Eric Houndété sacrifié
L’émouvant mea culpa et les larmes versées par l’ancien président du parti « Les démocrates » dans son discours de 90 minutes, n’auront pas suffi à éteindre les ambitions suspectes de Boni Yayi pour la présidence du parti. En réalité, Eric Houndété a été débarqué de la tête de cette formation politique pour permettre à ses nombreux ennemis à l’interne, de réaliser un vieux dessein : celui d’arracher le parti des mains d’un sudiste. En réalité, la consécration de Houndété à la tête du parti lors du congrès de 2020 était un choix par défaut pour maquiller les choses et contourner les critiques persistantes de l’opinion qui voyait derrière le parti créé sous l’instigation de Boni Yayi, des relents régionalistes.
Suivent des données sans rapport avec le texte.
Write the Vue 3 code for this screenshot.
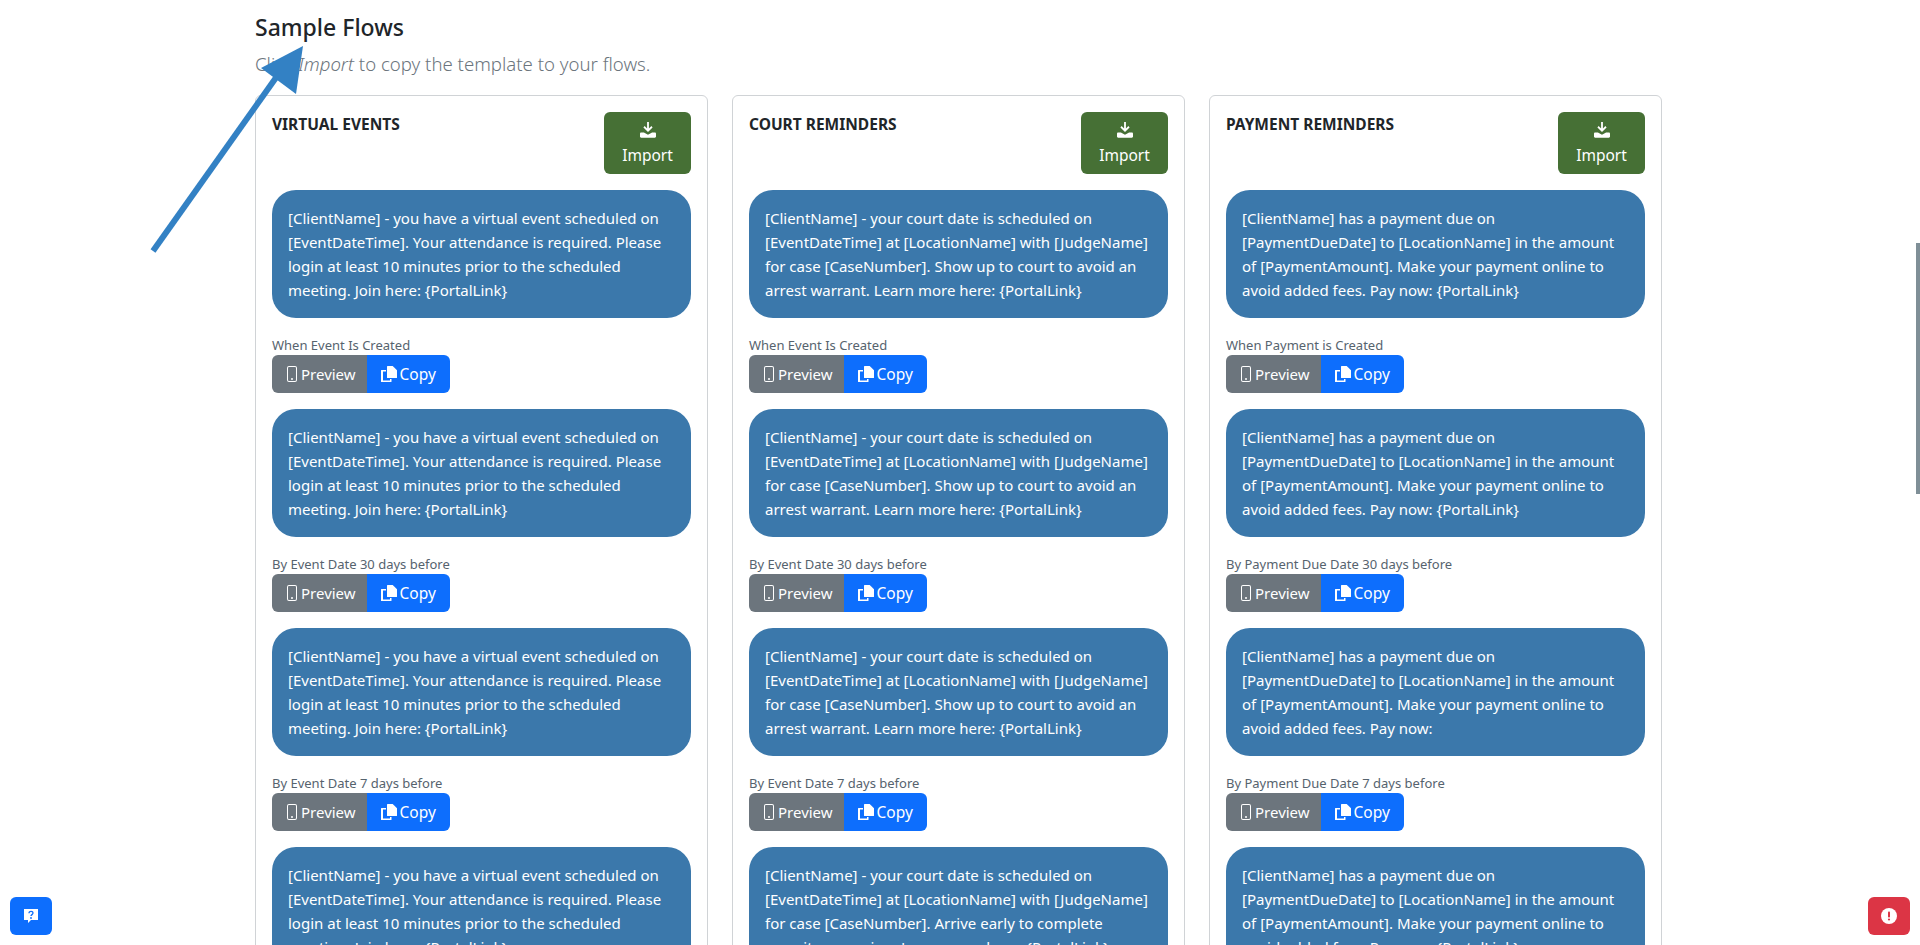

Mettre un sudiste à la tête du parti devrait contribuer à corriger de façon subtile, ce cliché. Pourtant dans les faits, la période de grâce accordée à Houndété n’aura duré qu’un feu de paille. Il sera constamment la risée des thuriféraires de Yayi qui était fréquemment sollicité pour éteindre le feu. La guéguerre entre Eric Houndété et Nourénou Atchadé aura été la manifestation concrète du malaise qui prévaut au sein du parti et qui selon certaines indiscrétions, a dressé le lit à l’avènement de Boni Yayi. Il vient de réaliser avec Les démocrates ce qu’il n’a pas pu faire au niveau de son ancienne formation politique : Force cauris pour un bénin émergent (Fcbe). On se rappelle en effet qu’après son retour au pays après l’exil qu’il s’était donné, Boni avait vainement tenté d’évincer Paul Hounkpè de la tête du parti à quelques encablures des Communales et Municipales de 2020. Avec le soutien de ses affidés, l’ancien président avait en effet tenté de faire organiser un congrès aux fins de liquider le Secrétaire exécutif national Paul Hounkpè. La mayonnaise n’a pas pris à l’époque et toute honte bue, l’ancien leader des cauris avait dû rompre les amarres d’avec cette formation politique. Éric Houndété se doit de faire cette lecture pour éviter de se faire embobiner dans un hypothétique rêve de porter les couleurs du parti à la présidentielle de 2026. Il devra s’inspirer de l’expérience amère qu’il a vécue en 2021 où il s’est fait hara-kiri à la dernière minute dans la course à l’investiture du parti au profit de Réckya Madougou dont le parrain était un certain Boni Yayi.
2026 : un enjeu de taille
A travers le congrès de Parakou, le parti « Les démocrates » a donné le ton des prochains challenges électoraux. Le thème de ce congrès est d’ailleurs très évocateur de l’enjeu que constituent pour la formation politique de l’opposition, ces joutes électorales. « Défis des élections générales de 2026 : ensemble avec les démocrates, le peuple à la reconquête de sa souveraineté », tel était le point nodal qui a polarisé les réflexions des 300 délégués conviés au congrès. La principale formation politique de l’opposition entend assumer son statut de parti du peuple et pour Eric Houndété le virage de 2026 s’annonce décisif pour le parti. « Il n’y a rien à faire. Nous devons gagner les élections de 2026 », a-t-il martelé dans son discours d’environ 90 minutes au travers lequel, il a dopé le moral des militants. Pour ces élections, le parti entend sortir le grand jeu. L’élection de Boni Yayi à la tête de la formation politique en est déjà un signal.